The Emperor, it appears, caused further disagreement between Dorothy and her brother. Like the kettle in the Cricket on the Hearth, the Emperor began it. “The Emperor and his proposals began it; I talked merrily on’t till I saw my brother put on his sober face, and could hardly then believe he was in earnest. It seems he was; for when I had spoke freely my meaning, it wrought so with him, as to fetch up all that lay upon his stomach. All the people that I had ever in my life refused were brought again upon the stage, like Richard the III’s ghosts to reproach me withal, and all the kindness his discoveries could make I had for you was laid to my charge. My best qualities, if I have any that are good, served but for aggravations of my fault, and I was allowed to have wit, and understanding, and discretions, in all other things, that it might appear I had none in this. Well, ’twas a pretty lecture, and I grew warm with it after a while. In short, we came so near to an absolute falling out that ’twas time to give over, and we said so much then that we have hardly spoken a word together since. But ’tis wonderful to see what curtseys and legs pass between us, and as before we were thought the kindest brother and sister, we are certainly now the most complimental couple in England. ’Tis a strange change, and I am very sorry for it, but I’ll swear I know not how to help it.”

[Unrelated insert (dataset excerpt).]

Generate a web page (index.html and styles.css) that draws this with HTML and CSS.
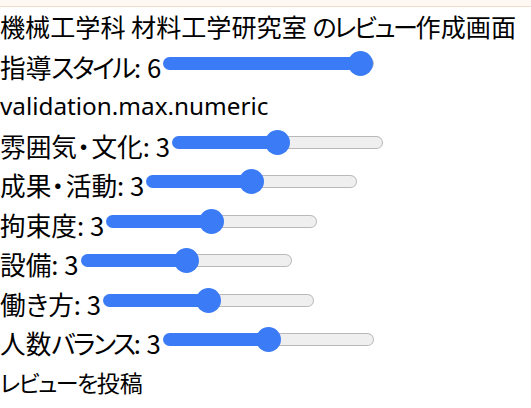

It is doubtless unpleasant to be pestered by an unwelcome suitor; however Dorothy has this compensation, that the Emperor’s proposals and letters give her mighty amusement.
“In my opinion, these great scholars are not the best writers (of letters I mean, of books perhaps they are); I never had, I think, but one letter from Sir Jus, but ’twas worth twenty of anybody’s else to make me sport. It was the most sublime nonsense that in my life I ever read, and yet I believe he descended as low as he could to come near my weak understanding. ’Twill be no compliment after this to say I like your letters in themselves, not as they come from one that is not indifferent to me, but seriously I do. All letters, methinks, should be free and easy as one’s discourse; not studied as an oration, nor made up of hard words like a charm. ’Tis an admirable thing to see how some people will labour to find out terms that may obscure a plain sense, like a gentleman I know, who would never say ‘the weather grew cold,’ but that ‘winter began to salute us.’ I have no patience at such coxcombs, and cannot blame an old uncle of mine that threw the standish at his man’s head, because he writ a letter for him, where, instead of saying (as his master bid him) ‘that he would have writ himself but that he had gout in his hand,’ he said, ‘that the gout in his hand would not permit him to put pen to paper.’”

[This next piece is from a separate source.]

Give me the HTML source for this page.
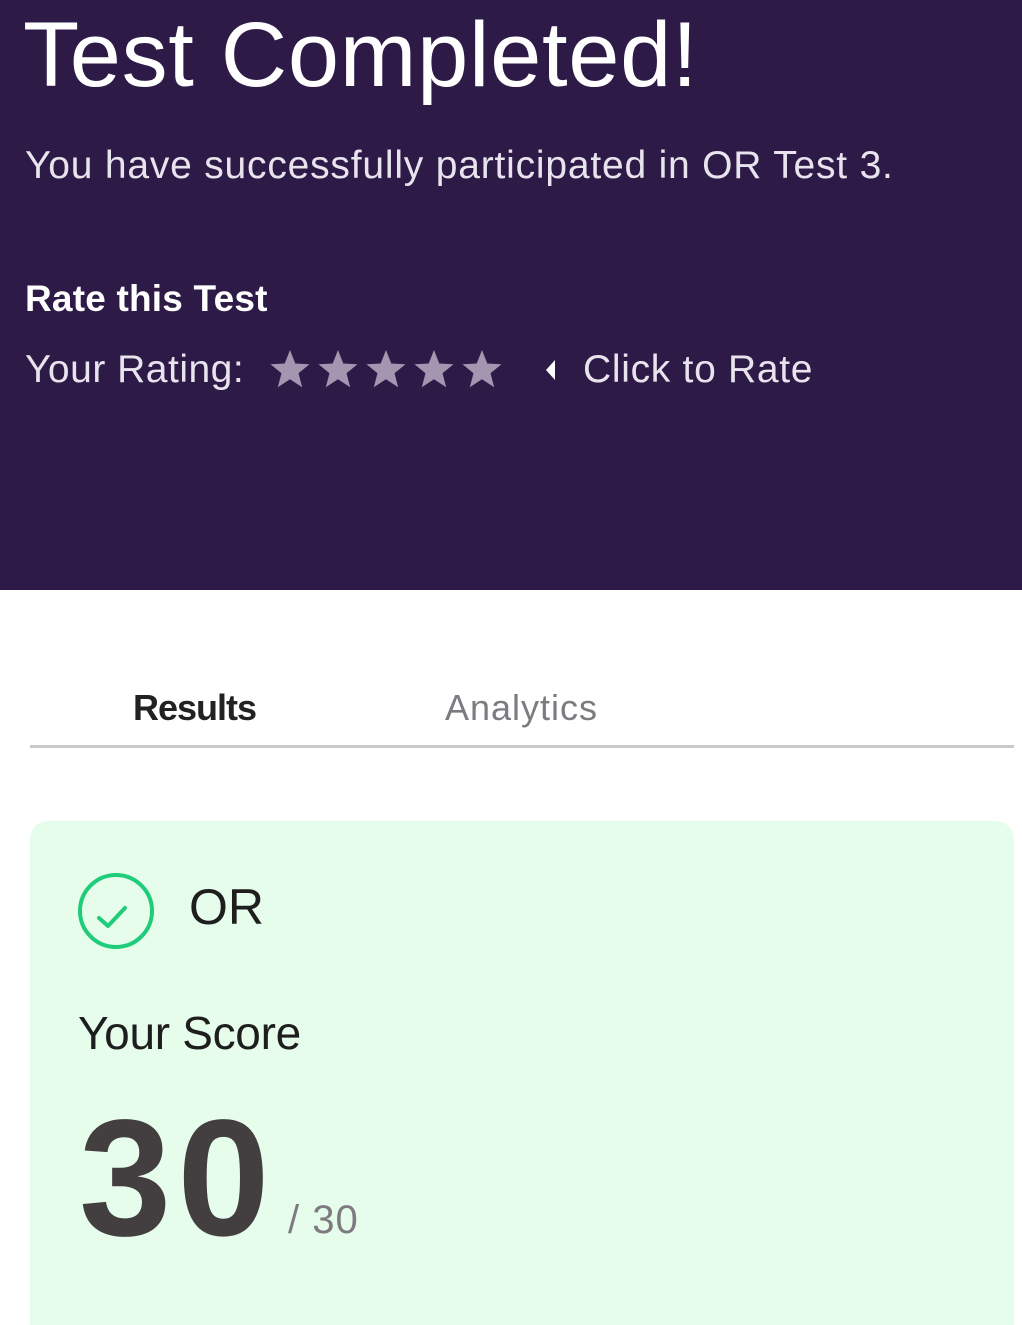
<!DOCTYPE html>
<html style="overflow:hidden;height:1325px"><head><meta charset="utf-8"><style>
*{margin:0;padding:0;box-sizing:border-box}
body{width:1022px;height:1325px;overflow:hidden;background:#fff;font-family:"Liberation Sans",sans-serif;position:relative}
.hdr{position:absolute;left:0;top:0;width:1022px;height:590px;background:#2e1a47}
.a{position:absolute;white-space:nowrap;line-height:1}
</style></head><body>
<div class="hdr"></div>
<div class="a" style="left:23px;top:9px;font-size:92px;color:#fff;font-weight:300;letter-spacing:0.7px">Test Completed!</div>
<div class="a" style="left:25px;top:146px;font-size:39px;color:#e8e4ee;letter-spacing:0.8px">You have successfully participated in OR Test 3.</div>
<div class="a" style="left:25px;top:280px;font-size:37px;color:#fff;font-weight:bold;letter-spacing:0.2px">Rate this Test</div>
<div class="a" style="left:25px;top:350px;font-size:39px;color:#e8e4ee;letter-spacing:0.5px">Your Rating:</div>
<svg class="a" style="left:268px;top:348px" width="240" height="44" viewBox="0 0 240 44">
<g fill="#a496b0">
<path id="s" d="M22 2 L27.3 15.5 L41.5 16.2 L30.5 25.3 L34.2 39.2 L22 31.3 L9.8 39.2 L13.5 25.3 L2.5 16.2 L16.7 15.5 Z"/>
<use href="#s" x="48"/><use href="#s" x="96"/><use href="#s" x="144"/><use href="#s" x="192"/>
</g></svg>
<svg class="a" style="left:543px;top:359px" width="14" height="22"><path d="M12 1 L3 11 L12 21 Z" fill="#fff"/></svg>
<div class="a" style="left:583px;top:350px;font-size:39px;color:#e8e4ee;letter-spacing:0.7px">Click to Rate</div>
<div class="a" style="left:133px;top:690px;font-size:36px;color:#222;font-weight:bold;letter-spacing:-1px">Results</div>
<div class="a" style="left:445px;top:690px;font-size:36px;color:#7d7a80;letter-spacing:1px">Analytics</div>
<div class="a" style="left:30px;top:745px;width:984px;height:3px;background:#c9c9c9"></div>
<div class="a" style="left:30px;top:821px;width:984px;height:504px;background:#e6fdec;border-radius:18px 18px 0 0"></div>
<svg class="a" style="left:76px;top:871px" width="80" height="80"><circle cx="40" cy="40" r="36" fill="none" stroke="#1fcc7a" stroke-width="4"/><path d="M23 47 L32 55 L49 37" fill="none" stroke="#1fcc7a" stroke-width="4" stroke-linecap="round" stroke-linejoin="round"/></svg>
<div class="a" style="left:189px;top:882px;font-size:50px;color:#1e1e1e">OR</div>
<div class="a" style="left:78px;top:1010px;font-size:46px;color:#1e1e1e;letter-spacing:-0.3px">Your Score</div>
<div class="a" style="left:79px;top:1096px;font-size:166px;color:#433e3f;font-weight:bold;letter-spacing:6px">30</div>
<div class="a" style="left:288px;top:1200px;font-size:40px;color:#7d7a80;letter-spacing:1px">/ 30</div>
</body></html>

The Emperor, it seems, this much to his credit, is much enamoured of Mrs. Dorothy; and does not take a refusal quietly. Or is she playing the coquette with him?

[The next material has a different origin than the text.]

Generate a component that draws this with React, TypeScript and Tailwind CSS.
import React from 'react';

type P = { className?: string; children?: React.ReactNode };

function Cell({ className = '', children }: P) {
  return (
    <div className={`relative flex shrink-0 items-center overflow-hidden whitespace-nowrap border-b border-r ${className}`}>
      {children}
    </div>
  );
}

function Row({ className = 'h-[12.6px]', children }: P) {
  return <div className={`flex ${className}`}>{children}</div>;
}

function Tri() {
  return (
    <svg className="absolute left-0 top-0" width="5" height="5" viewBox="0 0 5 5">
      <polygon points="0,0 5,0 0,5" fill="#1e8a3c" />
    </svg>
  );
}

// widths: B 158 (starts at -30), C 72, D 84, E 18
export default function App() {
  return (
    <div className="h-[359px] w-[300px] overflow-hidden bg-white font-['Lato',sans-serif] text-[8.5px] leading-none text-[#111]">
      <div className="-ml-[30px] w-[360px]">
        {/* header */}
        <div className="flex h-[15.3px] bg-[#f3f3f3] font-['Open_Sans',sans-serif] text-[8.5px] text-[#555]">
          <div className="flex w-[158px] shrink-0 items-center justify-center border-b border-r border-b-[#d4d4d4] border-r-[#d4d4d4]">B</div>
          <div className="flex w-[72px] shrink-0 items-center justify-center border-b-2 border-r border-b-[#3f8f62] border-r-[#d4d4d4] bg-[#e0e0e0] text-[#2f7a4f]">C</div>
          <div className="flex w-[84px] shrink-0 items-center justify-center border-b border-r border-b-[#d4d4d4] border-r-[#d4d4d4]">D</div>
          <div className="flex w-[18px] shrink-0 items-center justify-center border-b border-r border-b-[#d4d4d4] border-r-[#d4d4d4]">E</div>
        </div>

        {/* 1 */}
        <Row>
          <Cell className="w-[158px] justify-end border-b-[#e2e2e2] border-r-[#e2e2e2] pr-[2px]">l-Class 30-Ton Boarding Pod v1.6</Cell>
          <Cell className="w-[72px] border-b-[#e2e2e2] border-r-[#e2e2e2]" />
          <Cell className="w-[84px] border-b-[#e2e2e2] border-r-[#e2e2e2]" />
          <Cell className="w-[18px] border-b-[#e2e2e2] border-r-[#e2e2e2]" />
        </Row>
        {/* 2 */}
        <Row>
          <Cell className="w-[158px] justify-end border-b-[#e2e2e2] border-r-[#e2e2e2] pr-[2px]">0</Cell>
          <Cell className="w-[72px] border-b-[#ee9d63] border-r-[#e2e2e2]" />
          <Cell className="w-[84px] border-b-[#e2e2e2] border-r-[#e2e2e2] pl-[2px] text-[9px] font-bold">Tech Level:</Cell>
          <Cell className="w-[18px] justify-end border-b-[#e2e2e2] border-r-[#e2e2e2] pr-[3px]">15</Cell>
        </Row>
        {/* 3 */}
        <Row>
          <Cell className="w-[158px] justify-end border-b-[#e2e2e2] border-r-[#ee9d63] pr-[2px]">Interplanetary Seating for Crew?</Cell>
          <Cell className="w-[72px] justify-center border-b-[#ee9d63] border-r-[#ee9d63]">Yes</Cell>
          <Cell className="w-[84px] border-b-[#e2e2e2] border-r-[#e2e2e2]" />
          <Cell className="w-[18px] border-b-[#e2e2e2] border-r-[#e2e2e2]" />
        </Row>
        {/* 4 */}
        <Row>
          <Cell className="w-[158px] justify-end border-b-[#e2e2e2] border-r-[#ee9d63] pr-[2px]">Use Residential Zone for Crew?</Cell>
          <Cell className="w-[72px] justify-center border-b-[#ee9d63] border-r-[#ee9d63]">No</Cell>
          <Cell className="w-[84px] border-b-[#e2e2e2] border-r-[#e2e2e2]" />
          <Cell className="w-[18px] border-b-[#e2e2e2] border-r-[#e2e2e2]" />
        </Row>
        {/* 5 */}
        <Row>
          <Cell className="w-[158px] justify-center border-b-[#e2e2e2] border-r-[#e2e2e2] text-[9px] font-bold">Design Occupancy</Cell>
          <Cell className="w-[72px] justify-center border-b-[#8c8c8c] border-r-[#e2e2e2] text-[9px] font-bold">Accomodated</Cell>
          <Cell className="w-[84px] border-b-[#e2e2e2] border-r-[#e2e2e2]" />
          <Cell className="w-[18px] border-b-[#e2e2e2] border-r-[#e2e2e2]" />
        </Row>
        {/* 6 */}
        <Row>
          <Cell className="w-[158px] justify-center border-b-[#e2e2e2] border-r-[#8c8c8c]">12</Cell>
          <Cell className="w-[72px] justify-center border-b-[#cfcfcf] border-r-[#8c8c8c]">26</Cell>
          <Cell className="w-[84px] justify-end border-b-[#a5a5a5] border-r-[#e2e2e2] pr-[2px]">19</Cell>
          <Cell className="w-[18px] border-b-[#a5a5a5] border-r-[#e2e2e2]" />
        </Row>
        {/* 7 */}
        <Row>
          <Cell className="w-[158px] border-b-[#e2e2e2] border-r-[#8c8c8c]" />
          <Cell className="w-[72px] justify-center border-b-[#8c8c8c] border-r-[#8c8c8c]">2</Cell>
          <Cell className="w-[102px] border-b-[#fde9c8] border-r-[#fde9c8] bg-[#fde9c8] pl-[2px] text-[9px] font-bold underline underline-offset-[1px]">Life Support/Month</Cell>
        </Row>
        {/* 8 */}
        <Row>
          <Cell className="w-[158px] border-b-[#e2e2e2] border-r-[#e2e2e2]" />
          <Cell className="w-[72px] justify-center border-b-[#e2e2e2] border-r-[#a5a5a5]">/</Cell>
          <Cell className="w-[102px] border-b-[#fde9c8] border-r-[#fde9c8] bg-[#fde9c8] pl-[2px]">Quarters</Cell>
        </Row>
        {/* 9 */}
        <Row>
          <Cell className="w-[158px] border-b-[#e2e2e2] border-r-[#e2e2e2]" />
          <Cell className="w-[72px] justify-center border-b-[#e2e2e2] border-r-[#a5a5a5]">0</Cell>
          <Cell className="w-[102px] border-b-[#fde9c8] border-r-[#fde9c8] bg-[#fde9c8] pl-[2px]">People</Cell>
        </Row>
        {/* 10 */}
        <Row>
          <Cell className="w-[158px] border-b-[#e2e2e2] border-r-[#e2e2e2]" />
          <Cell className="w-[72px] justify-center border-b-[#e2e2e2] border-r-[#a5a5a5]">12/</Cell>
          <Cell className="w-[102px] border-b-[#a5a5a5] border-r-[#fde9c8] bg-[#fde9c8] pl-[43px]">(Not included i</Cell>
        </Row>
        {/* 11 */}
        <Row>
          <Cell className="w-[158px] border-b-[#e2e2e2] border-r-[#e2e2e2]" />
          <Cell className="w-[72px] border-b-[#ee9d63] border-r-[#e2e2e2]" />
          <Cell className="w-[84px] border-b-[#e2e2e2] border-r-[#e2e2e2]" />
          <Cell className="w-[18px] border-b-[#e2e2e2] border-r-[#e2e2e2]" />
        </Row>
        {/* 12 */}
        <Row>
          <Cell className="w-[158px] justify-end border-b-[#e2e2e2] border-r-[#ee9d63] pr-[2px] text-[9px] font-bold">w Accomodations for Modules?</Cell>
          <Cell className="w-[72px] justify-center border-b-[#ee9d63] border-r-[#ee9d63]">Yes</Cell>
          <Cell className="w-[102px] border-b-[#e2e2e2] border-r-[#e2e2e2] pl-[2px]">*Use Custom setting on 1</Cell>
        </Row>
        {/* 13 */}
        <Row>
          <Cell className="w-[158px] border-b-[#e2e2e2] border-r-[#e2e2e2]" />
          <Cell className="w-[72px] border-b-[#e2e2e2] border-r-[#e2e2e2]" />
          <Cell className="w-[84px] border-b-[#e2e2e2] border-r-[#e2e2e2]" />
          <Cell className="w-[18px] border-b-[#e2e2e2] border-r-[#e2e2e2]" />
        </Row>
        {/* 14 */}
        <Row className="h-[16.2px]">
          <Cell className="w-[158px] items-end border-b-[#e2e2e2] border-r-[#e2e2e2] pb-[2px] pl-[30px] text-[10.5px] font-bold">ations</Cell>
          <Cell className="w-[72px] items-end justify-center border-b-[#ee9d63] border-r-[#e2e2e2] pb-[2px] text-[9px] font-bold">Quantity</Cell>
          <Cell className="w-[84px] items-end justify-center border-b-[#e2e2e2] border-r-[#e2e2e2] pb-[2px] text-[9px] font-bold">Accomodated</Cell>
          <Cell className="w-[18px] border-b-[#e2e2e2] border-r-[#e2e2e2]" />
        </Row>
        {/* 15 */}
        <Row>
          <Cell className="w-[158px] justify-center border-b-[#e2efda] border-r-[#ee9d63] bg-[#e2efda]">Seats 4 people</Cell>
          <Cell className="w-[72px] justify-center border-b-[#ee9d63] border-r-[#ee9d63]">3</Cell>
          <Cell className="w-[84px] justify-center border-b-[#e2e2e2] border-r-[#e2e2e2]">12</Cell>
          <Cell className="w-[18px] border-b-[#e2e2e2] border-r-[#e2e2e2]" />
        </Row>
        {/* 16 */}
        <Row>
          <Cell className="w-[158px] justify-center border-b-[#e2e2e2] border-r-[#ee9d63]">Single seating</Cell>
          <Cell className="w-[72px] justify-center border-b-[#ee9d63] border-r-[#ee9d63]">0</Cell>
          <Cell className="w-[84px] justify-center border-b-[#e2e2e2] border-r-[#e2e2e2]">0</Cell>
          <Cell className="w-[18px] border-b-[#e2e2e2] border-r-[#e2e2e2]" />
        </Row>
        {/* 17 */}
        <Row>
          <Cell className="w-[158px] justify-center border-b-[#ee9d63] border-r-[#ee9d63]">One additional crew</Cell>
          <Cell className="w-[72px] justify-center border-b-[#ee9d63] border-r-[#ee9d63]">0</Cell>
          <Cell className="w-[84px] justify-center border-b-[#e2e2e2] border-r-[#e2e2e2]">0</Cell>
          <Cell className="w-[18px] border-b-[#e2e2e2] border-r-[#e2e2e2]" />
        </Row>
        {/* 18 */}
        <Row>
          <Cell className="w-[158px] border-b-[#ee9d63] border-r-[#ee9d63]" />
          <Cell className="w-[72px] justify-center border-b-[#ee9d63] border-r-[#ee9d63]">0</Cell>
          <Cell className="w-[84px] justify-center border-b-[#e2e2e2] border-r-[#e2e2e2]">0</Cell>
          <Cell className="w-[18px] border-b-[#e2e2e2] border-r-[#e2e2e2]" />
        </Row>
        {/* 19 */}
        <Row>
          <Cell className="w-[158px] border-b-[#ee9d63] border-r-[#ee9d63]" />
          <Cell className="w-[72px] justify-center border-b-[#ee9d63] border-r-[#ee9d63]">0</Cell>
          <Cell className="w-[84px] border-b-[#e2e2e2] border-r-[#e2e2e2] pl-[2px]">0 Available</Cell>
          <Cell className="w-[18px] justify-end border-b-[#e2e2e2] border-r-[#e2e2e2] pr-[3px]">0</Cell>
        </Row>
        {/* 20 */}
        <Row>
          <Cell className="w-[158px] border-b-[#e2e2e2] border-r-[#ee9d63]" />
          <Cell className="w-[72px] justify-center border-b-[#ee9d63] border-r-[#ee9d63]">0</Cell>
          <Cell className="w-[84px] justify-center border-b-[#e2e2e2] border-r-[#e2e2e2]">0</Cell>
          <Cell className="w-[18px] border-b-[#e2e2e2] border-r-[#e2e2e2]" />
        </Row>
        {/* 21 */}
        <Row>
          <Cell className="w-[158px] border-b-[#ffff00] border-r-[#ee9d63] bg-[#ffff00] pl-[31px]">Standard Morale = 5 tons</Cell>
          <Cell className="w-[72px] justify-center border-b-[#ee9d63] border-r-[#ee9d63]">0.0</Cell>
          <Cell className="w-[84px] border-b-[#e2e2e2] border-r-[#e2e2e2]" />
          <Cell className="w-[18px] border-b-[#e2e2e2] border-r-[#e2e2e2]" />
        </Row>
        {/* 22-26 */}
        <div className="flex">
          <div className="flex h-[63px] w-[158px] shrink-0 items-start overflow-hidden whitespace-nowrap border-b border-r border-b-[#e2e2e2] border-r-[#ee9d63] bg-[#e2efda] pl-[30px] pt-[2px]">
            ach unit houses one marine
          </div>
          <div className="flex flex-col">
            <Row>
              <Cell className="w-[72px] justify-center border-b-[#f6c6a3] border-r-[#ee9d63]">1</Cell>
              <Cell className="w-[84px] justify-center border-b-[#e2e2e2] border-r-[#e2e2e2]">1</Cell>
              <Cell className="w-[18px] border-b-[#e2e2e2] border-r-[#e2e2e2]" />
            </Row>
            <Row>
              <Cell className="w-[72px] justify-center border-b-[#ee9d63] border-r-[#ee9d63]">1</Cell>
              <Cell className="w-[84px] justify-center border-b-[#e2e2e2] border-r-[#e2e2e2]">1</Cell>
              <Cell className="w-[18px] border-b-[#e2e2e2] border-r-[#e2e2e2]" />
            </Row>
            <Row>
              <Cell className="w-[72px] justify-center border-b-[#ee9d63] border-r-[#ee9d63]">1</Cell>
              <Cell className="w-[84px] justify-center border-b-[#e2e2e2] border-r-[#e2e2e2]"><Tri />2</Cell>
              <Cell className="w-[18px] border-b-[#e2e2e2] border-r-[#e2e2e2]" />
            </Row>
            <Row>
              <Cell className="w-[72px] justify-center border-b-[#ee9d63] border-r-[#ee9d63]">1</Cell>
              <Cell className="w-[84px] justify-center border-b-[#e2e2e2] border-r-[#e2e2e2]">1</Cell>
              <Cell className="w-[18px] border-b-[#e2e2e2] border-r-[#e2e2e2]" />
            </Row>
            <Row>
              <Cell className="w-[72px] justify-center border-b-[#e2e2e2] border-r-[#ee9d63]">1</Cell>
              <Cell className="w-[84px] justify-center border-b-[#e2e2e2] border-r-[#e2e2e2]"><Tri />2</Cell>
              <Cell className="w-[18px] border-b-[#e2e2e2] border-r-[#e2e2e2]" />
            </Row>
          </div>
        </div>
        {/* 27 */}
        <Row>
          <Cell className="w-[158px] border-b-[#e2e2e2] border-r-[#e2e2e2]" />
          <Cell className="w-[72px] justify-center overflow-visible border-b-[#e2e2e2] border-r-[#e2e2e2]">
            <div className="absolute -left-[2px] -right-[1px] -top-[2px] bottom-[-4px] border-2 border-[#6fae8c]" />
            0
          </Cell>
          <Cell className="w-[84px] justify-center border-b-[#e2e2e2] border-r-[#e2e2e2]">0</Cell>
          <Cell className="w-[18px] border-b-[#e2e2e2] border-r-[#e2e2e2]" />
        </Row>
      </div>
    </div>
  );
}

“Would you think it, that I have an ambassador from the Emperor Justinian, that comes to renew the treaty? In earnest ’tis true, and I want your counsel extremely what to do in it. You told me once that of all my servants you liked him the best. If I could so too, there were no dispute in’t. Well, I’ll think on’t, and if it succeed I will be as good as my word: you shall take your choice of my four daughters. Am not I beholding to him, think you? He says he has made addresses, ’tis true, in several places since we parted, but could not fix anywhere, and in his opinion he sees nobody that would make so fit a wife for himself as I. He has often inquired after me to know if I were not marrying: and somebody told him I had an ague, and he presently fell sick of one too, so natural a sympathy there is between us, and yet for all this, on my conscience we shall never marry. He desires to know whether I am at liberty or not. What shall I tell him, or shall I send him to you to know? I think that will be best. I’ll say that you are much my friend, and that I am resolved not to dispose of myself but with your consent and approbation; and therefore he must make all his court to you, and when he can bring me a certificate under your hand that you think him a fit husband for me, ’tis very likely I may have him; till then I am his humble servant, and your faithful friend.”
But, at length Sir Justinian marries some other fair neighbour, and vanishes from these pages; leaving, however, other lovers in the field seeking Dorothy’s hand. “I have a squire now,” she writes, “that is as good as a knight. He was coming as fast as a coach and six horses could bring him, but I desired him to stay till my ague was gone, and give me a little time to recover my good looks, for I protest if he saw me now he would never desire to see me again. Oh, me! I cannot think how I shall sit like the lady of the lobster, and give audience at Babram; you have been there, I am sure, nobody at Cambridge ’scapes it, but you were never so welcome thither as you shall be when I am mistress of it.” Also there comes to woo her “a modest, melancholy, reserved man, whose head is so taken up with little philosophical studies, that I admire how I found a room there.” A new servant is offered to her: “who had £2000 a year in present, with £2000 more to come. I had not the curiosity to ask who he was, which they took so ill that I think I shall hear no more of it.” Thus in one way or another, she gets rid of them all. But they are very importunate, these “servants,” as they style themselves, requiring wit and determination to send them about their business. Dorothy is determined to marry where she loves. “Surely,” she says, “the whole world could never persuade me (unless a parent commanded it) to marry one that I had no esteem for.” It is doubtful if a parent’s command would suffice, did Dorothy come face to face with such.
Here is a sharp refusal dramatically given to one importunate servant, Mr. James Fish by name (fancy Dorothy Osborne as Mrs. Fish), who would fain have become master. “I cannot forbear telling you the other day he made me a visit; and I, to prevent his making discourses to me, made Mrs. Goldsmith and Jane sit by all the while. But he came better provided than I could have imagined. He brought a letter with him, and gave it me as one that he had met with, directed to me; he thought it came out of Northamptonshire. I was upon my guard, and suspecting all he said, examined him so strictly where he had it, before I would open it, that he was hugely confounded, and I confirmed that ’twas his. I laid it by, and wished then that they would have left us, that I might have taken notice on’t to him. But I had forbid it them so strictly before, that they offered not to stir further than to look out of window, as not thinking there was any necessity of giving us their eyes as well as their ears; but he, that thought himself discovered, took that time to confess to me (in a whispering voice that I could hardly hear myself), that the letter (as my Lord Broghill says) was of great concern to him, and begged I would read it, and give him my answer. I took it up presently, as if I had meant it, but threw it sealed as it was into the fire, and told him (as softly as he had spoke to me) I thought that the quickest and best way of answering it. He sat awhile in great disorder without speaking a word, and so rose and took his leave. Now what think you; shall I ever hear of him more?” We think not, decidedly. He, like the others, recovers, doubtless to marry elsewhere.
But Temple’s father, Dorothy’s brother, and her solicitous servants, are not the only obstacles these lovers meet with. There are long separations at great distances when the lovers can hear but little of each other. Few meetings, and these at long intervals, break the monotony of Dorothy’s life of love.